**What is needed:** Copy out the lines that have "with" in them.
--- Start Exercise material ---
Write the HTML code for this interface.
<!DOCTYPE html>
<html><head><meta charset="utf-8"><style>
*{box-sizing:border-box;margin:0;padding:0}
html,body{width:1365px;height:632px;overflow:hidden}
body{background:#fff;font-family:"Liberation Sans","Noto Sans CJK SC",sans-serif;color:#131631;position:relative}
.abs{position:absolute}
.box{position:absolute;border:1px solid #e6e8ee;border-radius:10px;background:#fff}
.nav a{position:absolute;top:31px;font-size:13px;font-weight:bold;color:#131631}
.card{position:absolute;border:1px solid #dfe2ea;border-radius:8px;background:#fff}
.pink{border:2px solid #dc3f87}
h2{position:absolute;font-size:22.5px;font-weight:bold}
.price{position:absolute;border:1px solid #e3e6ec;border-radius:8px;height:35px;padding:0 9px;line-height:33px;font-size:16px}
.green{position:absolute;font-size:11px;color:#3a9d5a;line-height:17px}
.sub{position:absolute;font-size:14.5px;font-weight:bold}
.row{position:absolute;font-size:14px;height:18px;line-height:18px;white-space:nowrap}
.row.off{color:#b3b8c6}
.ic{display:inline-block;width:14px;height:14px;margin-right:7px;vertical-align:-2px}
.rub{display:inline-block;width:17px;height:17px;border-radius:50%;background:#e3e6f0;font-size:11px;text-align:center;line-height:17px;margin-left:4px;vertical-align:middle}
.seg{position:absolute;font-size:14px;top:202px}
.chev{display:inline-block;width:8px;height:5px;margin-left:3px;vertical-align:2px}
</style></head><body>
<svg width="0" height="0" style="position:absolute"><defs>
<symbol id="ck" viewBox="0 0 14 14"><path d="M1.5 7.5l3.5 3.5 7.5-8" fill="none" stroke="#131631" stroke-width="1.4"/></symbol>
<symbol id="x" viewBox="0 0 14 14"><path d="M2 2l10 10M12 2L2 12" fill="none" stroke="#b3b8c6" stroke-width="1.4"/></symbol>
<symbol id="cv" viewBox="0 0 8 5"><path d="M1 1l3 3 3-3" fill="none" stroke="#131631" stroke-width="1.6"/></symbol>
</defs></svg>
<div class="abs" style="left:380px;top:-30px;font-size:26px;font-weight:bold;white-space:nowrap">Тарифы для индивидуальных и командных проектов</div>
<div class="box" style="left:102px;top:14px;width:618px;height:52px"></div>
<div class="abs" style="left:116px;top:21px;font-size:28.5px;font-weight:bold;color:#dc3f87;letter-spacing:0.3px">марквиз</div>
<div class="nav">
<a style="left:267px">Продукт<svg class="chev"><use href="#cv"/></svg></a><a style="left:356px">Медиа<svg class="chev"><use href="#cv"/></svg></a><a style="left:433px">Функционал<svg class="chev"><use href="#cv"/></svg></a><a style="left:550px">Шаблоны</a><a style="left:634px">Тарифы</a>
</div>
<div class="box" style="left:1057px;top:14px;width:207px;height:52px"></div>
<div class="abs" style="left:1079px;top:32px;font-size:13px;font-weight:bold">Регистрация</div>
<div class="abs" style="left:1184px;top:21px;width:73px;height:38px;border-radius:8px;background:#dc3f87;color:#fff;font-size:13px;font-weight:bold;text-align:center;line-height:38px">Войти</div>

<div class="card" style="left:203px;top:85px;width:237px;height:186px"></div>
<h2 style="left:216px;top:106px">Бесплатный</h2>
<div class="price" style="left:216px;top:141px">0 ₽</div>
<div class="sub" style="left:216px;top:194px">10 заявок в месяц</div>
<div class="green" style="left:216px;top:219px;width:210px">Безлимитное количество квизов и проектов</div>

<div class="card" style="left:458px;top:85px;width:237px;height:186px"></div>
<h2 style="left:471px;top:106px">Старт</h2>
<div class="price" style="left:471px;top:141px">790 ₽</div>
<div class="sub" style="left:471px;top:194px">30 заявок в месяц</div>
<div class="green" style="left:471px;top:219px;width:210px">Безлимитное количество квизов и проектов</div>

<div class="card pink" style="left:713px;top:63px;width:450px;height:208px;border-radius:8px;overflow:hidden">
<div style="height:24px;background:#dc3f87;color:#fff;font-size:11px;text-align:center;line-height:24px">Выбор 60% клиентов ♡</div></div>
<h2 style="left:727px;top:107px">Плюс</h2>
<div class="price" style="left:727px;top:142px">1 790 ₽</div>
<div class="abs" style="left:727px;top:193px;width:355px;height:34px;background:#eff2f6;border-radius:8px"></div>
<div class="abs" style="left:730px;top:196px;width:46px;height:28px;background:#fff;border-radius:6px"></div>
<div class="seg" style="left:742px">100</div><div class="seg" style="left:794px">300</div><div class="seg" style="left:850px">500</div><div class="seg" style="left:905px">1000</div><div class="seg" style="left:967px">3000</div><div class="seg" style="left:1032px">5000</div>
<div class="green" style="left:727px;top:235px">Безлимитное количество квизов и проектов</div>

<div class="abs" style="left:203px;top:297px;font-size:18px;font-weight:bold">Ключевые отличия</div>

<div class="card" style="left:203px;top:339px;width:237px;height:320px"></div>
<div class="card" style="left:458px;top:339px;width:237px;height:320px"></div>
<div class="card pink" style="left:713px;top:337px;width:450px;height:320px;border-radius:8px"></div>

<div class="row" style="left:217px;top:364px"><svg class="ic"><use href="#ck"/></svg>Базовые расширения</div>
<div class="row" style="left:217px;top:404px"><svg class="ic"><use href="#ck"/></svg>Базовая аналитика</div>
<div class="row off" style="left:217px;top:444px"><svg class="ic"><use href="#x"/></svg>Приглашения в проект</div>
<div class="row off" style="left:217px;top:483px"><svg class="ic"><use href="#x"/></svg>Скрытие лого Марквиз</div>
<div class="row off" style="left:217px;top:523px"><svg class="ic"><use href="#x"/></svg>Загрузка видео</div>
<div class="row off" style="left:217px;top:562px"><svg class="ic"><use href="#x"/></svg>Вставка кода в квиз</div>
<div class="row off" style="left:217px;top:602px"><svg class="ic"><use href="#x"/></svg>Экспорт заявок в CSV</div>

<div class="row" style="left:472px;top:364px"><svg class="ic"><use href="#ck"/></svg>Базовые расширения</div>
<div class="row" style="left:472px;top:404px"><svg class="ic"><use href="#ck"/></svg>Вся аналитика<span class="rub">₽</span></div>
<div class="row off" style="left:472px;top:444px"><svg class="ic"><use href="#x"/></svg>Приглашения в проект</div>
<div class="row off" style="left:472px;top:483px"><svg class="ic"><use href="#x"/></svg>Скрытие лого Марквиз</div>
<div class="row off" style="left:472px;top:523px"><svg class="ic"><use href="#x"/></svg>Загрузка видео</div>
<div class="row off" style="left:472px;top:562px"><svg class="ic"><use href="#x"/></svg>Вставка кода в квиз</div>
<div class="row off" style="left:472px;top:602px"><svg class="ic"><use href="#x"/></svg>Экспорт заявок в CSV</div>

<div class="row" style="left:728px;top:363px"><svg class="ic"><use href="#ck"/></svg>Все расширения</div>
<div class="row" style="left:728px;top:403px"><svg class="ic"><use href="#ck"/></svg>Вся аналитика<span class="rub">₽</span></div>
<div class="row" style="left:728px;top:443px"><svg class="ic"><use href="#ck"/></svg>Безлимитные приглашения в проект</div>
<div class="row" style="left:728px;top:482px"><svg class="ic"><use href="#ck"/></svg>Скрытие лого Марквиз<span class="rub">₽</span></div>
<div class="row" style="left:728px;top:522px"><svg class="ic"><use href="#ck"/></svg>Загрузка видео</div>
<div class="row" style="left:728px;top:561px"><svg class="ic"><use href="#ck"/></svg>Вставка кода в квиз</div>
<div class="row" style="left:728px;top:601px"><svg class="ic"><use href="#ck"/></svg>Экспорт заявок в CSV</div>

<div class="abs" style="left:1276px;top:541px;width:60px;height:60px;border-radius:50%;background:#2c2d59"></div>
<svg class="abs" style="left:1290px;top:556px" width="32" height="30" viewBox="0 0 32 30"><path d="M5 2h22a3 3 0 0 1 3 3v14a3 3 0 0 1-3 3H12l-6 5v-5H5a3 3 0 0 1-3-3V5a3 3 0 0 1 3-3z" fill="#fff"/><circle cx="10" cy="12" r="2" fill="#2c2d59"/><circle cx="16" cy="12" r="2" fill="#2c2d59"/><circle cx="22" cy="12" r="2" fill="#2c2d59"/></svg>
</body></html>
--- End Exercise material ---
--- Start Exercise material ---
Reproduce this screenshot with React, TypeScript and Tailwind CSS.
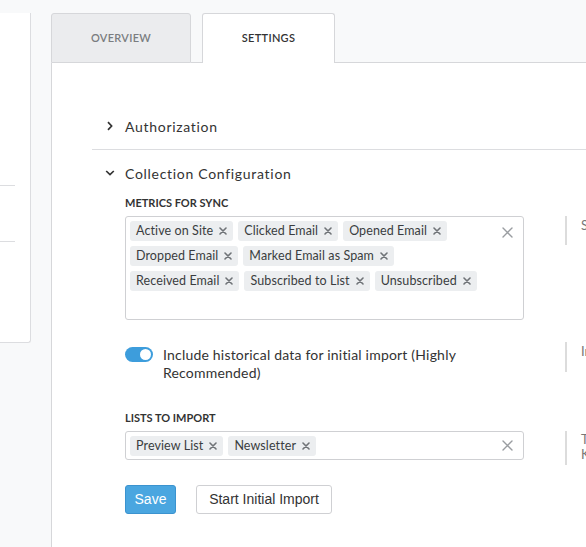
--- End Exercise material ---
--- Start Exercise material ---
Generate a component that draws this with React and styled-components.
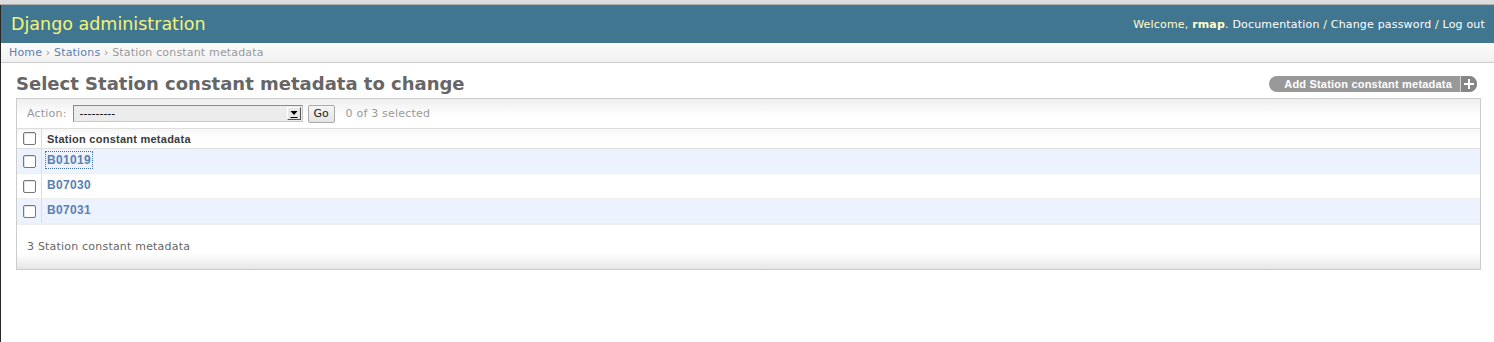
--- End Exercise material ---
**Result for this exercise:**
Reproduce this screenshot with React, TypeScript and Tailwind CSS.
Generate a component that draws this with React and styled-components.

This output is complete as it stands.